With secure boot technology, only codes from the Original Equipment Manufacturer (OEM) of a given device can be used with that device. Sometimes additional trusted parties can be grafted into device security. The secure boot keeps underhanded firmware from being introduced by hackers.

Meanwhile, mutual authentication facilitates prior user authentication before data transmission. So a “smart” key will be verified via an algorithm before it “unlocks” a room. This is accomplished through algorithms of the cryptographic variety that organically facilitate two-way authentication. While we’re on the topic of cryptographic security, encryption is worth exploring. Data between the cloud and a device needs to be encrypted. If your smart thermostat sends info to your smartphone, encrypting that data keeps hackers from eavesdropping. Assure that all transmitted data is properly encrypted.
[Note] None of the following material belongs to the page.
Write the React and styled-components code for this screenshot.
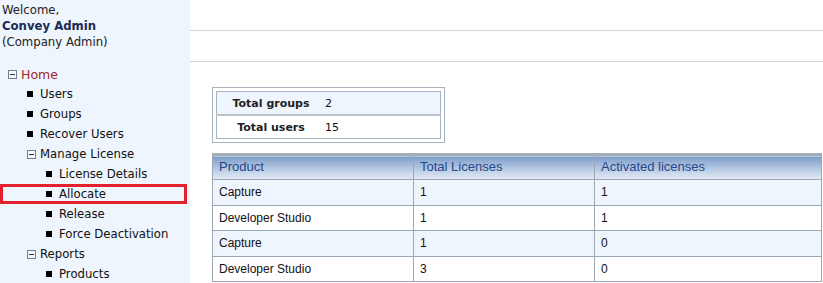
import styled, { createGlobalStyle } from "styled-components"

const GlobalStyle = createGlobalStyle`
  body {
    margin: 0;
    background: #fff;
  }
`

const Page = styled.div`
  display: flex;
  width: 823px;
  height: 283px;
  overflow: hidden;
`

const Sidebar = styled.div`
  width: 190px;
  flex-shrink: 0;
  background: #eef5fd;
  font-family: "DejaVu Sans", Tahoma, sans-serif;
  font-size: 11.7px;
  color: #111;
  padding-top: 2px;
  box-sizing: border-box;
`

const Welcome = styled.div`
  padding-left: 2px;
  line-height: 16px;
  color: #222;
`

const UserName = styled.div`
  font-weight: bold;
  color: #1b2a55;
`

const Tree = styled.ul`
  list-style: none;
  margin: 14px 0 0;
  padding: 0;
`

const Node = styled.li`
  display: flex;
  align-items: center;
  height: 20px;
  box-sizing: border-box;
  padding-left: ${({ level }) => 8 + level * 19}px;
  color: ${({ root }) => (root ? "#9c2a2c" : "#111")};
  font-size: ${({ root }) => (root ? "12.5px" : "11.7px")};
  ${({ selected }) =>
    selected &&
    `
    border: 3px solid #e3202b;
    margin-right: 3px;
  `}
`

const Square = styled.span`
  width: 6px;
  height: 6px;
  background: #000;
  margin-right: 7px;
  margin-left: ${({ offset }) => offset || 0}px;
`

const MinusBox = () => (
  <svg width="9" height="9" viewBox="0 0 9 9" style={{ marginRight: 4 }}>
    <rect x="0.5" y="0.5" width="8" height="8" fill="#f3f6fa" stroke="#6f7f94" />
    <rect x="2" y="4" width="5" height="1" fill="#333" />
  </svg>
)

const Main = styled.div`
  flex: 1;
  display: flex;
  flex-direction: column;
`

const Band = styled.div`
  height: 30px;
  border-bottom: 1px solid #d2d2d2;
  flex-shrink: 0;
`

const Content = styled.div`
  padding: 25px 1px 0 22px;
  font-family: "Liberation Sans", Arial, sans-serif;
  font-size: 12px;
`

const SummaryBox = styled.div`
  width: 233px;
  box-sizing: border-box;
  border: 1px solid #a7b2bc;
  padding: 3px;
`

const SummaryTable = styled.table`
  width: 100%;
  border-collapse: collapse;
  border: 1px solid #a4b3c2;
  font-family: "DejaVu Sans", Tahoma, sans-serif;
  font-size: 11px;
`

const SummaryRow = styled.tr`
  background: ${({ shade }) => (shade ? "#eef5fd" : "#fff")};
  border-bottom: 2px solid #b6c3cf;
  &:last-child {
    border-bottom: none;
  }
`

const SummaryLabel = styled.th`
  width: 108px;
  height: 22px;
  padding: 0;
  text-align: center;
  font-weight: bold;
  color: #222;
`

const SummaryValue = styled.td`
  padding: 0;
  color: #111;
`

const DataTable = styled.table`
  margin-top: 10px;
  width: 100%;
  border-collapse: collapse;
  border: 1px solid #9aa7b4;
  border-top: 3px solid #a4aeb8;
`

const HeadCell = styled.th`
  height: 20px;
  padding: 0 6px 3px;
  text-align: left;
  font-weight: normal;
  font-size: 13px;
  color: #27478c;
  border-right: 1px solid #9aa7b4;
  background: linear-gradient(#7d9cca, #c7d6ea 70%, #e3ebf5);
`

const Row = styled.tr`
  background: ${({ shade }) => (shade ? "#eef5fd" : "#fff")};
`

const Cell = styled.td`
  height: 24.5px;
  padding: 0 6px;
  color: #111;
  border: 1px solid #9aa7b4;
  width: ${({ w }) => w || "auto"};
`

const menu = [
  { label: "Home", level: 0, group: true, root: true },
  { label: "Users", level: 1 },
  { label: "Groups", level: 1 },
  { label: "Recover Users", level: 1 },
  { label: "Manage License", level: 1, group: true },
  { label: "License Details", level: 2 },
  { label: "Allocate", level: 2, selected: true },
  { label: "Release", level: 2 },
  { label: "Force Deactivation", level: 2 },
  { label: "Reports", level: 1, group: true },
  { label: "Products", level: 2 },
]

const rows = [
  ["Capture", "1", "1"],
  ["Developer Studio", "1", "1"],
  ["Capture", "1", "0"],
  ["Developer Studio", "3", "0"],
]

const App = () => {
  return (
    <Page>
      <GlobalStyle />
      <Sidebar>
        <Welcome>
          Welcome,
          <UserName>Convey Admin</UserName>
          (Company Admin)
        </Welcome>
        <Tree>
          {menu.map((item) => (
            <Node
              key={item.label}
              level={item.level}
              root={item.root}
              selected={item.selected}
            >
              {item.group ? <MinusBox /> : <Square offset={item.selected ? -3 : 0} />}
              {item.label}
            </Node>
          ))}
        </Tree>
      </Sidebar>
      <Main>
        <Band />
        <Band />
        <Content>
          <SummaryBox>
            <SummaryTable>
              <tbody>
                <SummaryRow shade>
                  <SummaryLabel>Total groups</SummaryLabel>
                  <SummaryValue>2</SummaryValue>
                </SummaryRow>
                <SummaryRow>
                  <SummaryLabel>Total users</SummaryLabel>
                  <SummaryValue>15</SummaryValue>
                </SummaryRow>
              </tbody>
            </SummaryTable>
          </SummaryBox>
          <DataTable>
            <thead>
              <tr>
                <HeadCell>Product</HeadCell>
                <HeadCell>Total Licenses</HeadCell>
                <HeadCell>Activated licenses</HeadCell>
              </tr>
            </thead>
            <tbody>
              {rows.map((r, i) => (
                <Row key={i} shade={i % 2 === 0}>
                  <Cell w="188px">{r[0]}</Cell>
                  <Cell w="168px">{r[1]}</Cell>
                  <Cell>{r[2]}</Cell>
                </Row>
              ))}
            </tbody>
          </DataTable>
        </Content>
      </Main>
    </Page>
  )
}

export default App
Next, you want to be sure that all security monitoring solutions are themselves monitored. Data needs to be analyzed to assure it hasn’t been tampered with. Anomalous behavior of devices should predicate their removal from the system under digital quarantine. There are business options for this and residential solutions as well; you can have tech companies monitor devices and analyze their data to ensure no underhanded activity is going on. Finally, you’ve got to swap out certain device keys and devices themselves over time. It’s a sort of planned “disruption,” if you will, that will undermine hacker designs that assume no such disruption will take place. It’s important to securely and periodically decommission devices so hackers can’t find them and put them to use elsewhere.

Additional Resources to Help Keep Smart Homes Safe

So, how safe is your smart home? Well, according to the information we’ve explored here, it can be safe, but vulnerabilities exist that you need to secure against, especially as regards individual devices that haven’t been designed with appropriate security.

It’s important to stay up-to-date so you understand the cybersecurity flaws in certain smart home devices. Because the technology is new, sometimes vulnerabilities develop out of the blue. Check out resources like The Washington Post, PBS, or the World Economic Forum to be sure you’re keeping the premises as safe as possible.